Enquanto ele continua o seu trabalho e o monólogo, penso que de facto estamos a uma semana de uma votação histórica. O debate tem sido morno e as sondagens assustadoramente contraditórias. Defendo o “yes” mas nem ouso dizê-lo ao Chris para evitar ir para casa cheio de peladas. E mesmo acreditando que o povo inglês é um povo extremamente racional – “what’s in it for me?” – sinto que este vai ser o momento que muitos vão aproveitar para dar uma lição puramente emocional de independência, supremacia e autosuficiência. E esses muitos ultrapassam, em algumas sondagens, os 50%. Os holofotes da Europa e do mundo vão estar sobre o Reino Unido no dia 23 de junho, mas enquanto não chegamos a esse dia, a verdade é que enquanto uns fazem campanha pelo sim e outros pelo não, a libra lá vai desvalorizando e milhares de europeus que aqui vivem vão pedindo nacionalidade britânica sem que ninguém fale muito nisso. Não vá o diabo tecê-las.

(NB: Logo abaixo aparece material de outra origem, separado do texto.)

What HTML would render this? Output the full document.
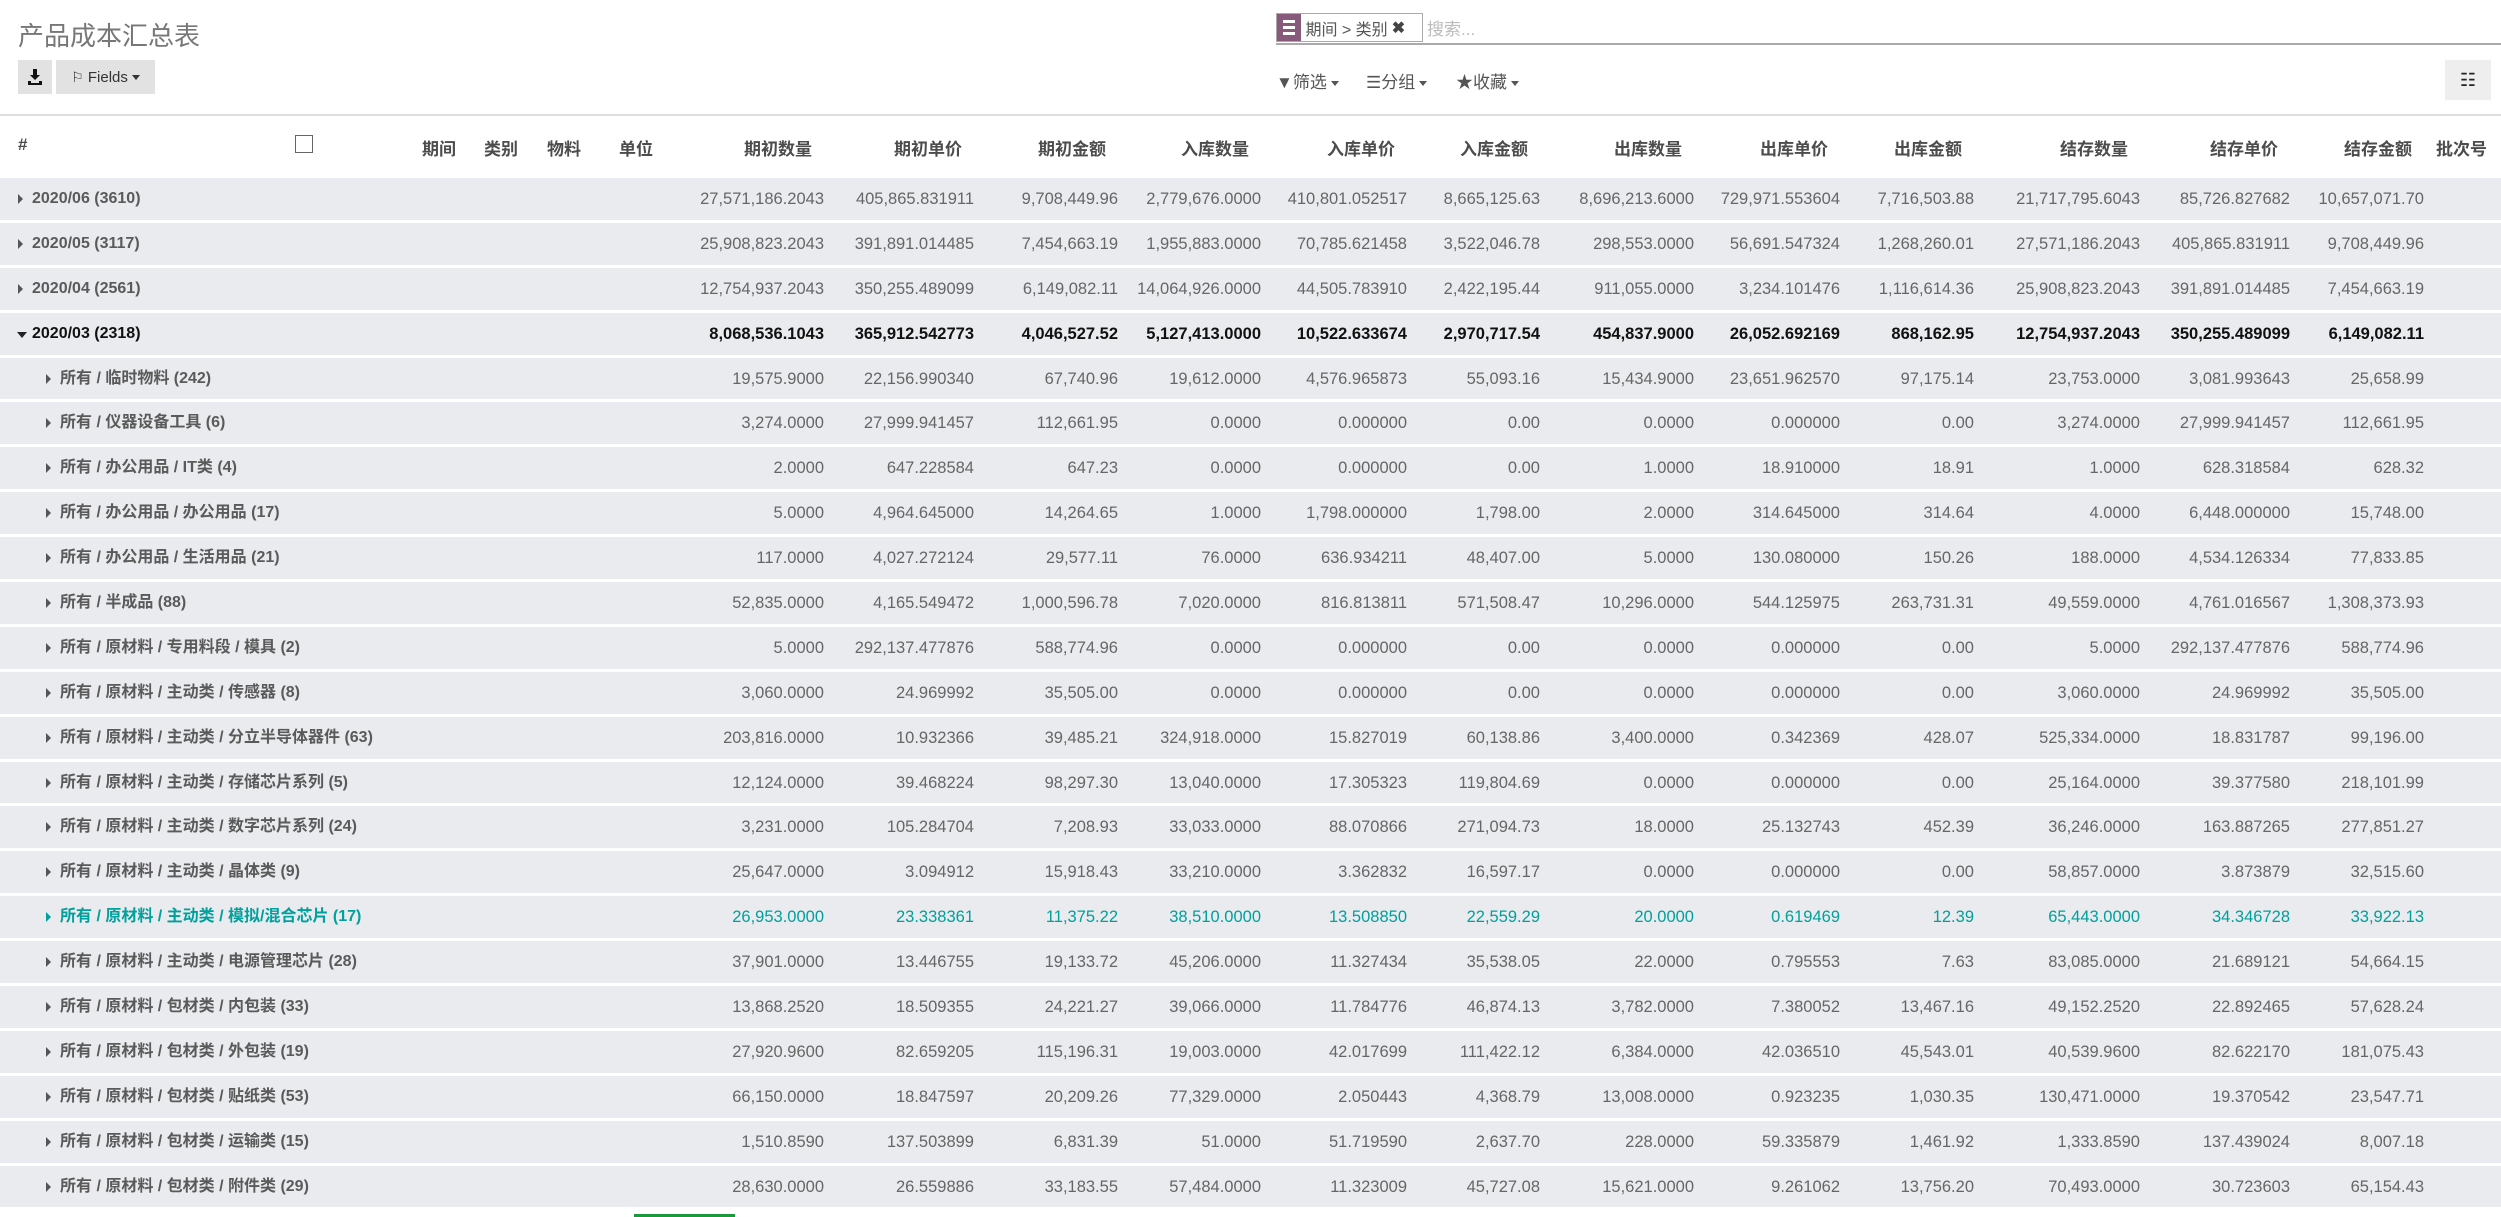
<!DOCTYPE html>
<html><head><meta charset="utf-8">
<style>
*{margin:0;padding:0;box-sizing:border-box}
body{width:2501px;height:1217px;overflow:hidden;background:#fff;font-family:"Liberation Sans","Noto Sans CJK SC",sans-serif;color:#666;position:relative}
.title{position:absolute;left:18px;top:16px;font-size:26px;color:#777}
.btn{position:absolute;top:60px;height:34px;background:#e2e2e2;font-size:15px;color:#333;display:flex;align-items:center;justify-content:center}
.facet{position:absolute;left:1276px;top:13px;height:29px;width:147px;border:1px solid #aaa;display:flex;align-items:center;font-size:16px;color:#555}
.facet .ic{width:24px;height:27px;background:#875a7b;display:flex;flex-direction:column;justify-content:center;align-items:center;gap:3px}
.facet .ic span{display:block;width:12px;height:3px;background:#fff}
.sline{position:absolute;left:1276px;right:0;top:43px;height:2px;background:#aaa}
.ph{position:absolute;left:1427px;top:15px;font-size:17px;color:#bbb}
.fb{position:absolute;top:68px;font-size:17px;color:#555}
.tri{display:inline-block;width:0;height:0;border-left:4px solid transparent;border-right:4px solid transparent;border-top:5px solid #555;vertical-align:middle;margin-left:4px}
.hline{position:absolute;left:0;right:0;top:114px;height:2px;background:#ddd}
.hdr{position:absolute;top:133px;left:0;height:28px;font-size:17px;font-weight:bold;color:#4c4c4c}
.g{display:grid;grid-template-columns:650px 174px 150px 144px 143px 146px 133px 154px 146px 134px 166px 150px 134px}
.hdr .g div{text-align:right;padding-right:12px}
.rows{position:absolute;top:178px;left:0;width:2501px}
.r{height:41.9px;margin-bottom:3px;background:#e9ebee;font-size:16.5px;align-items:center;color:#666;line-height:20px}
.r i{font-style:normal;text-align:right;white-space:nowrap;display:block}
.r b{white-space:nowrap;padding-left:32px;position:relative;font-size:16px;color:#5a5a5a;display:block;line-height:20px;margin-top:0}
.r b:before{content:"";position:absolute;left:18px;top:50%;margin-top:-5px;border-top:5px solid transparent;border-bottom:5px solid transparent;border-left:5px solid #555}
.r.s b{padding-left:60px}
.r.s b:before{left:46px}
.r.o b:before{left:17px;margin-top:-2px;border-left:5px solid transparent;border-right:5px solid transparent;border-top:6px solid #222;border-bottom:0}
.r.o{color:#111;font-weight:bold}
.r.o b{color:#111}
.r.t,.r.t b{color:#00a09d}
.r.t b:before{border-left-color:#00a09d}
</style></head><body>
<div class="title">产品成本汇总表</div>
<div class="btn" style="left:18px;width:34px"><svg width="14" height="16" viewBox="0 0 14 16"><path d="M5 0h4v6h3l-5 5-5-5h3z M0 12h3v2h8v-2h3v4H0z" fill="#111"/></svg></div>
<div class="btn" style="left:56px;width:99px"><span style="font-size:14px">⚐</span>&nbsp;Fields<span class="tri" style="border-top-color:#333"></span></div>
<div class="facet"><div class="ic"><span></span><span></span><span></span></div>&nbsp;期间 &gt; 类别 <b style="margin-left:4px;color:#444">✖</b></div>
<div class="ph">搜索...</div>
<div class="sline"></div>
<div class="fb" style="left:1276px">▼筛选<span class="tri"></span></div>
<div class="fb" style="left:1366px">☰分组<span class="tri"></span></div>
<div class="fb" style="left:1456px">★收藏<span class="tri"></span></div>
<div class="btn" style="left:2445px;width:46px;height:40px;background:#eee;font-size:18px;color:#222">☷</div>
<div class="hline"></div>
<div class="hdr" style="width:2501px">
<div style="position:absolute;left:18px;top:2px">#</div>
<div style="position:absolute;left:295px;top:2px;width:18px;height:18px;border:1.5px solid #666"></div>
<div style="position:absolute;left:422px;top:2px">期间</div>
<div style="position:absolute;left:484px;top:2px">类别</div>
<div style="position:absolute;left:547px;top:2px">物料</div>
<div style="position:absolute;left:619px;top:2px">单位</div>
<div style="position:absolute;left:2436px;top:2px">批次号</div>
<div class="g" style="position:absolute;left:0;top:2px"><div></div><div>期初数量</div><div>期初单价</div><div>期初金额</div><div>入库数量</div><div>入库单价</div><div>入库金额</div><div>出库数量</div><div>出库单价</div><div>出库金额</div><div>结存数量</div><div>结存单价</div><div>结存金额</div></div>
</div>
<div class="rows">
<div class="r g"><b>2020/06 (3610)</b><i>27,571,186.2043</i><i>405,865.831911</i><i>9,708,449.96</i><i>2,779,676.0000</i><i>410,801.052517</i><i>8,665,125.63</i><i>8,696,213.6000</i><i>729,971.553604</i><i>7,716,503.88</i><i>21,717,795.6043</i><i>85,726.827682</i><i>10,657,071.70</i></div>
<div class="r g"><b>2020/05 (3117)</b><i>25,908,823.2043</i><i>391,891.014485</i><i>7,454,663.19</i><i>1,955,883.0000</i><i>70,785.621458</i><i>3,522,046.78</i><i>298,553.0000</i><i>56,691.547324</i><i>1,268,260.01</i><i>27,571,186.2043</i><i>405,865.831911</i><i>9,708,449.96</i></div>
<div class="r g"><b>2020/04 (2561)</b><i>12,754,937.2043</i><i>350,255.489099</i><i>6,149,082.11</i><i>14,064,926.0000</i><i>44,505.783910</i><i>2,422,195.44</i><i>911,055.0000</i><i>3,234.101476</i><i>1,116,614.36</i><i>25,908,823.2043</i><i>391,891.014485</i><i>7,454,663.19</i></div>
<div class="r g o"><b>2020/03 (2318)</b><i>8,068,536.1043</i><i>365,912.542773</i><i>4,046,527.52</i><i>5,127,413.0000</i><i>10,522.633674</i><i>2,970,717.54</i><i>454,837.9000</i><i>26,052.692169</i><i>868,162.95</i><i>12,754,937.2043</i><i>350,255.489099</i><i>6,149,082.11</i></div>
<div class="r g s"><b>所有 / 临时物料 (242)</b><i>19,575.9000</i><i>22,156.990340</i><i>67,740.96</i><i>19,612.0000</i><i>4,576.965873</i><i>55,093.16</i><i>15,434.9000</i><i>23,651.962570</i><i>97,175.14</i><i>23,753.0000</i><i>3,081.993643</i><i>25,658.99</i></div>
<div class="r g s"><b>所有 / 仪器设备工具 (6)</b><i>3,274.0000</i><i>27,999.941457</i><i>112,661.95</i><i>0.0000</i><i>0.000000</i><i>0.00</i><i>0.0000</i><i>0.000000</i><i>0.00</i><i>3,274.0000</i><i>27,999.941457</i><i>112,661.95</i></div>
<div class="r g s"><b>所有 / 办公用品 / IT类 (4)</b><i>2.0000</i><i>647.228584</i><i>647.23</i><i>0.0000</i><i>0.000000</i><i>0.00</i><i>1.0000</i><i>18.910000</i><i>18.91</i><i>1.0000</i><i>628.318584</i><i>628.32</i></div>
<div class="r g s"><b>所有 / 办公用品 / 办公用品 (17)</b><i>5.0000</i><i>4,964.645000</i><i>14,264.65</i><i>1.0000</i><i>1,798.000000</i><i>1,798.00</i><i>2.0000</i><i>314.645000</i><i>314.64</i><i>4.0000</i><i>6,448.000000</i><i>15,748.00</i></div>
<div class="r g s"><b>所有 / 办公用品 / 生活用品 (21)</b><i>117.0000</i><i>4,027.272124</i><i>29,577.11</i><i>76.0000</i><i>636.934211</i><i>48,407.00</i><i>5.0000</i><i>130.080000</i><i>150.26</i><i>188.0000</i><i>4,534.126334</i><i>77,833.85</i></div>
<div class="r g s"><b>所有 / 半成品 (88)</b><i>52,835.0000</i><i>4,165.549472</i><i>1,000,596.78</i><i>7,020.0000</i><i>816.813811</i><i>571,508.47</i><i>10,296.0000</i><i>544.125975</i><i>263,731.31</i><i>49,559.0000</i><i>4,761.016567</i><i>1,308,373.93</i></div>
<div class="r g s"><b>所有 / 原材料 / 专用料段 / 模具 (2)</b><i>5.0000</i><i>292,137.477876</i><i>588,774.96</i><i>0.0000</i><i>0.000000</i><i>0.00</i><i>0.0000</i><i>0.000000</i><i>0.00</i><i>5.0000</i><i>292,137.477876</i><i>588,774.96</i></div>
<div class="r g s"><b>所有 / 原材料 / 主动类 / 传感器 (8)</b><i>3,060.0000</i><i>24.969992</i><i>35,505.00</i><i>0.0000</i><i>0.000000</i><i>0.00</i><i>0.0000</i><i>0.000000</i><i>0.00</i><i>3,060.0000</i><i>24.969992</i><i>35,505.00</i></div>
<div class="r g s"><b>所有 / 原材料 / 主动类 / 分立半导体器件 (63)</b><i>203,816.0000</i><i>10.932366</i><i>39,485.21</i><i>324,918.0000</i><i>15.827019</i><i>60,138.86</i><i>3,400.0000</i><i>0.342369</i><i>428.07</i><i>525,334.0000</i><i>18.831787</i><i>99,196.00</i></div>
<div class="r g s"><b>所有 / 原材料 / 主动类 / 存储芯片系列 (5)</b><i>12,124.0000</i><i>39.468224</i><i>98,297.30</i><i>13,040.0000</i><i>17.305323</i><i>119,804.69</i><i>0.0000</i><i>0.000000</i><i>0.00</i><i>25,164.0000</i><i>39.377580</i><i>218,101.99</i></div>
<div class="r g s"><b>所有 / 原材料 / 主动类 / 数字芯片系列 (24)</b><i>3,231.0000</i><i>105.284704</i><i>7,208.93</i><i>33,033.0000</i><i>88.070866</i><i>271,094.73</i><i>18.0000</i><i>25.132743</i><i>452.39</i><i>36,246.0000</i><i>163.887265</i><i>277,851.27</i></div>
<div class="r g s"><b>所有 / 原材料 / 主动类 / 晶体类 (9)</b><i>25,647.0000</i><i>3.094912</i><i>15,918.43</i><i>33,210.0000</i><i>3.362832</i><i>16,597.17</i><i>0.0000</i><i>0.000000</i><i>0.00</i><i>58,857.0000</i><i>3.873879</i><i>32,515.60</i></div>
<div class="r g s t"><b>所有 / 原材料 / 主动类 / 模拟/混合芯片 (17)</b><i>26,953.0000</i><i>23.338361</i><i>11,375.22</i><i>38,510.0000</i><i>13.508850</i><i>22,559.29</i><i>20.0000</i><i>0.619469</i><i>12.39</i><i>65,443.0000</i><i>34.346728</i><i>33,922.13</i></div>
<div class="r g s"><b>所有 / 原材料 / 主动类 / 电源管理芯片 (28)</b><i>37,901.0000</i><i>13.446755</i><i>19,133.72</i><i>45,206.0000</i><i>11.327434</i><i>35,538.05</i><i>22.0000</i><i>0.795553</i><i>7.63</i><i>83,085.0000</i><i>21.689121</i><i>54,664.15</i></div>
<div class="r g s"><b>所有 / 原材料 / 包材类 / 内包装 (33)</b><i>13,868.2520</i><i>18.509355</i><i>24,221.27</i><i>39,066.0000</i><i>11.784776</i><i>46,874.13</i><i>3,782.0000</i><i>7.380052</i><i>13,467.16</i><i>49,152.2520</i><i>22.892465</i><i>57,628.24</i></div>
<div class="r g s"><b>所有 / 原材料 / 包材类 / 外包装 (19)</b><i>27,920.9600</i><i>82.659205</i><i>115,196.31</i><i>19,003.0000</i><i>42.017699</i><i>111,422.12</i><i>6,384.0000</i><i>42.036510</i><i>45,543.01</i><i>40,539.9600</i><i>82.622170</i><i>181,075.43</i></div>
<div class="r g s"><b>所有 / 原材料 / 包材类 / 贴纸类 (53)</b><i>66,150.0000</i><i>18.847597</i><i>20,209.26</i><i>77,329.0000</i><i>2.050443</i><i>4,368.79</i><i>13,008.0000</i><i>0.923235</i><i>1,030.35</i><i>130,471.0000</i><i>19.370542</i><i>23,547.71</i></div>
<div class="r g s"><b>所有 / 原材料 / 包材类 / 运输类 (15)</b><i>1,510.8590</i><i>137.503899</i><i>6,831.39</i><i>51.0000</i><i>51.719590</i><i>2,637.70</i><i>228.0000</i><i>59.335879</i><i>1,461.92</i><i>1,333.8590</i><i>137.439024</i><i>8,007.18</i></div>
<div class="r g s"><b>所有 / 原材料 / 包材类 / 附件类 (29)</b><i>28,630.0000</i><i>26.559886</i><i>33,183.55</i><i>57,484.0000</i><i>11.323009</i><i>45,727.08</i><i>15,621.0000</i><i>9.261062</i><i>13,756.20</i><i>70,493.0000</i><i>30.723603</i><i>65,154.43</i></div>
</div>
<div style="position:absolute;left:634px;top:1214px;width:101px;height:3px;background:#1a9a3a"></div>
</body></html>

Larga tesoura, vem o borrifador. Conversa seca, penso. Mais tesoura. Salta do Brexit para o tempo sem que eu sequer dê por isso. Estamos em junho, e ainda há pouco mais de um mês nevou. Onde e que já se viu? Chris confessa que já quis regressar à sua ilha natal várias vezes só por causa do tempo. Nós, mediterrânicos, não aguentamos “isto” muitos anos. Ele até tem uma certa razão. Já ando a suplementos de vitamina D há alguns meses. Este capacete cinzento que nos cobre os dias pesa-nos no dia-a-dia, na nossa disposição, na nossa energia. Pior ainda: o tempo, aqui, engana-nos. Uma manhã solarenga rapidamente se transforma numa tarde sombria e chuvosa. Londres passa pelas quatro estações ao longo de um só dia. Os trópicos, afinal, são aqui, com a única diferença de que o inverno é, obviamente, o que fica com a maior fatia.
Arruma a tesoura e olha para mim com a mesma cara que o Duque de Wellington deve ter feito quando aniquilou os franceses em Waterloo – esse marco na História desta ilha que ainda hoje faz parte de muitas conversas entre “bifes” e “frogs”. Em menos de meia hora, falámos de futebol, de política, do tempo e eu fiquei a perceber que estou com muitos cabelos brancos. Deve ser da falta de sol…
Há coisas que nunca mudam. Podia estar a cortar o cabelo em Lisboa, Lima, Londres ou Dhaka. As conversas seriam muito provavelmente as mesmas. Aqui, no meu bairro do sudoeste Londrino, o que muda é o preço – três vezes mais caro do que na minha terra –, e o corte – pareço um cogumelo britânico.